--- EXERCISE REQUIREMENTS ---
Show every line below where "screenshot" can be found.

* BEGIN INPUT ROWS *

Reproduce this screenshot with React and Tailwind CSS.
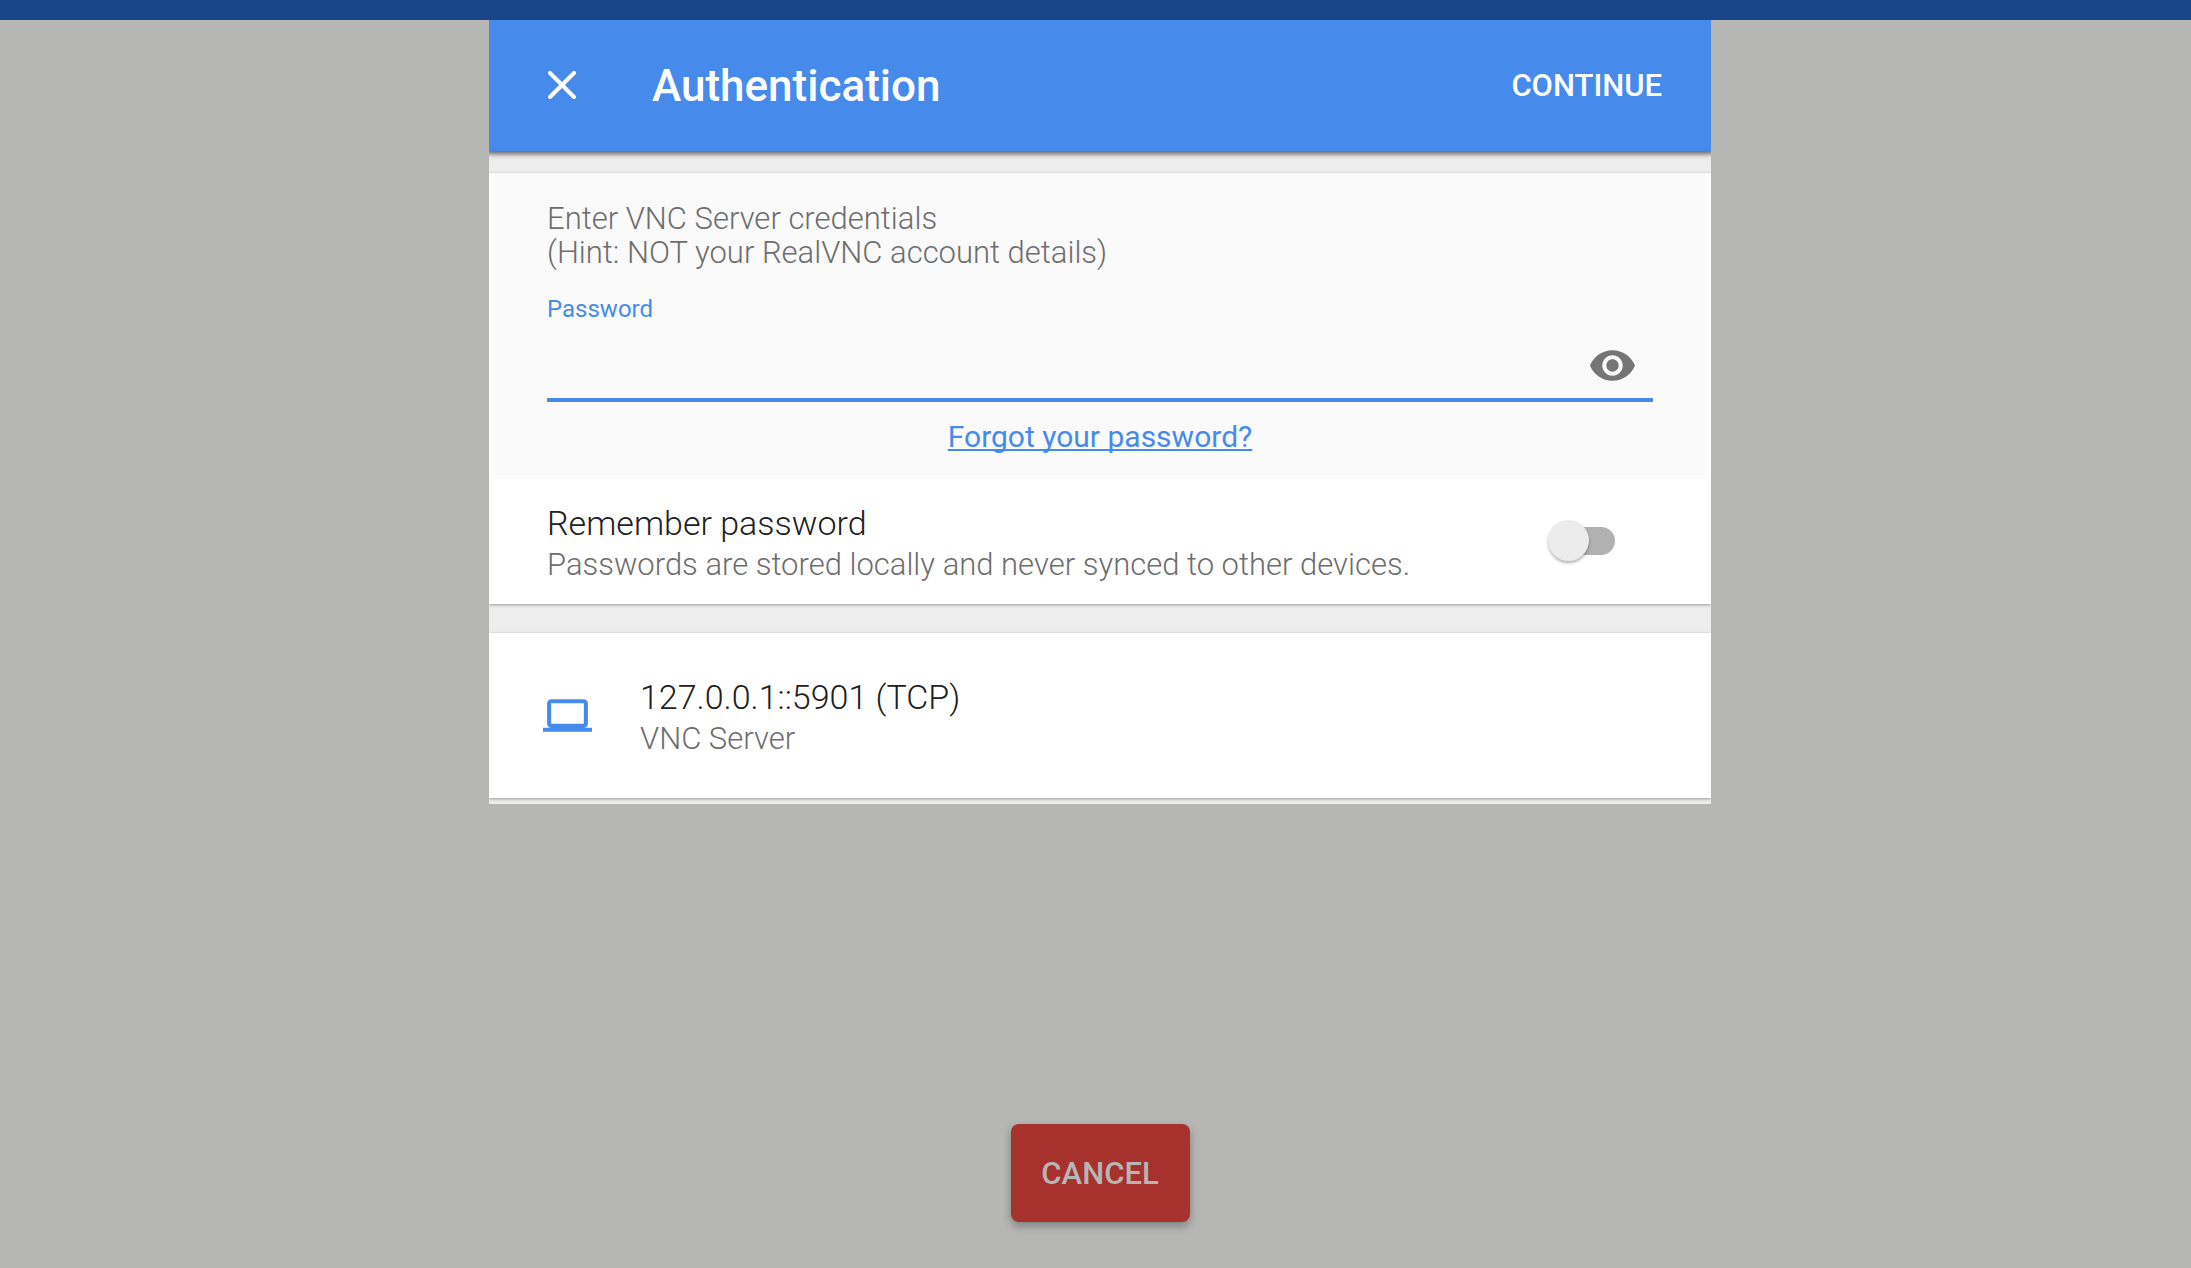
import { useState } from 'react';

// ---- VNC authentication dialog ----
function CloseIcon() {
  return (
    <svg viewBox="0 0 28 28" className="size-7" fill="none" stroke="currentColor" strokeWidth="4" strokeLinecap="round">
      <path d="M2 2 26 26M26 2 2 26" />
    </svg>
  );
}

function EyeIcon() {
  return (
    <svg viewBox="1 4.5 22 15" className="h-[31px] w-[45px]" fill="currentColor">
      <path d="M12 4.5C7 4.5 2.73 7.61 1 12c1.73 4.39 6 7.5 11 7.5s9.27-3.11 11-7.5c-1.73-4.39-6-7.5-11-7.5zM12 17c-2.76 0-5-2.24-5-5s2.24-5 5-5 5 2.24 5 5-2.24 5-5 5zm0-8c-1.66 0-3 1.34-3 3s1.34 3 3 3 3-1.34 3-3-1.34-3-3-3z" />
    </svg>
  );
}

function LaptopIcon() {
  return (
    <svg viewBox="0 4 24 16" className="h-[33px] w-[49px]" fill="currentColor">
      <path d="M20 18c1.1 0 1.99-.9 1.99-2L22 6c0-1.1-.9-2-2-2H4c-1.1 0-2 .9-2 2v10c0 1.1.9 2 2 2H0v2h24v-2h-4zM4 6h16v10H4V6z" />
    </svg>
  );
}

function TopBar() {
  return (
    <header className="flex h-[131px] items-center bg-[#468bec] pr-[49px] pb-px pl-[59px] text-white shadow-[0_1px_5px_2px_rgba(0,0,0,0.6)]">
      <button type="button" aria-label="Close"><CloseIcon /></button>
      <h1 className="ml-[76px] flex-1 pt-0.5 text-[44px] font-medium leading-[52px]">Authentication</h1>
      <button type="button" className="pt-0.5 text-[31px] font-medium">CONTINUE</button>
    </header>
  );
}

function Credentials() {
  const [shown, setShown] = useState(false);
  return (
    <div className="mx-[5px] bg-[#fafafa] px-[53px] pt-[29px] pb-6">
      <p className="text-[31px] leading-[34px] text-[#6e6e6e]">
        Enter VNC Server credentials<br />(Hint: NOT your RealVNC account details)
      </p>
      <label htmlFor="password" className="mt-[22px] block text-[24px] font-normal leading-[34px] text-[#468bec]">Password</label>
      <div className="flex h-[76px] items-center border-b-4 border-[#468bec] pt-1.5 pr-[18px]">
        <input id="password" type={shown ? 'text' : 'password'} className="min-w-0 flex-1 bg-transparent text-[31px] outline-none" />
        <button type="button" aria-label="Show password" className="text-[#757575]" onClick={() => setShown(!shown)}>
          <EyeIcon />
        </button>
      </div>
      <div className="mt-[17px] text-center text-[30px] font-normal leading-[36px]">
        <a href="#forgot" className="text-[#468bec] underline decoration-2 underline-offset-2 [text-decoration-skip-ink:none]">Forgot your password?</a>
      </div>
    </div>
  );
}

function RememberRow() {
  return (
    <div className="flex items-start justify-between pt-[23px] pr-[96px] pb-[19px] pl-[58px]">
      <label htmlFor="remember">
        <span className="block text-[34px] leading-[43px] text-[#212121]">Remember password</span>
        <span className="block text-[31px] leading-[40px] text-[#6e6e6e]">Passwords are stored locally and never synced to other devices.</span>
      </label>
      <span className="relative mt-[18px] block h-[42px] w-[67px]">
        <input
          id="remember"
          type="checkbox"
          role="switch"
          className="peer absolute top-[7px] right-0 h-7 w-[60px] appearance-none rounded-full bg-[#b1b1b1] checked:bg-[#a3c5f6]"
        />
        <span className="pointer-events-none absolute top-0 left-0 size-[41px] rounded-full bg-[#ececec] shadow-[0_2px_3px_rgba(0,0,0,0.3)] peer-checked:left-[26px] peer-checked:bg-[#468bec]" />
      </span>
    </div>
  );
}

function ServerRow() {
  return (
    <section className="flex items-center bg-white pt-[43px] pb-[39px] pl-[54px] shadow-[0_1px_3px_rgba(0,0,0,0.35)]">
      <span className="pb-1 text-[#468bec]"><LaptopIcon /></span>
      <div className="ml-12">
        <div className="text-[34px] leading-[43px] text-[#212121]">127.0.0.1::5901 (TCP)</div>
        <div className="text-[31px] leading-[40px] text-[#6e6e6e]">VNC Server</div>
      </div>
    </section>
  );
}

export default function App() {
  return (
    <div className="flex min-h-screen flex-col bg-[#b6b6b4] font-['Roboto',sans-serif] font-light">
      <div className="h-5 bg-[#184587]" />
      <main className="flex flex-1 flex-col items-center justify-between pb-[46px] pl-[9px]">
        <div className="w-full max-w-[1222px] overflow-hidden bg-[#ededed] pb-1.5">
          <TopBar />
          <section className="mt-[22px] bg-white shadow-[0_1px_3px_rgba(0,0,0,0.35)]">
            <Credentials />
            <RememberRow />
          </section>
          <div className="h-[29px]" />
          <ServerRow />
        </div>
        <button type="button" className="h-[98px] w-[179px] rounded-lg bg-[#a7322d] pt-0.5 text-[31px] font-medium text-[#b6b6b4] shadow-[0_4px_8px_rgba(0,0,0,0.3)]">
          CANCEL
        </button>
      </main>
    </div>
  );
}
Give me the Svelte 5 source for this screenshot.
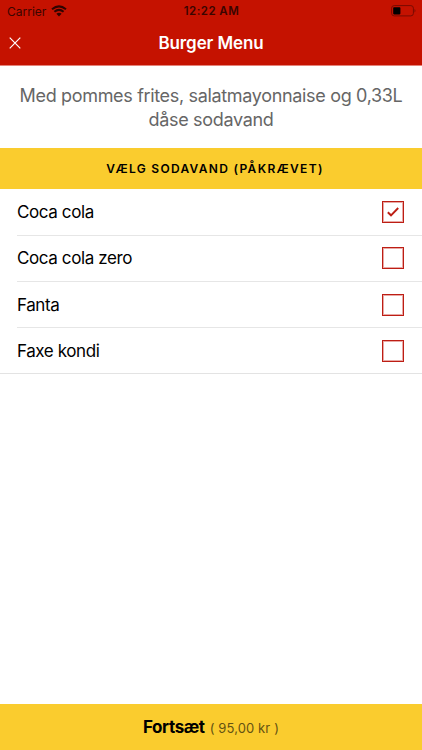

* END INPUT ROWS *

--- EXPECTED ANSWER ---
Reproduce this screenshot with React and Tailwind CSS.
Give me the Svelte 5 source for this screenshot.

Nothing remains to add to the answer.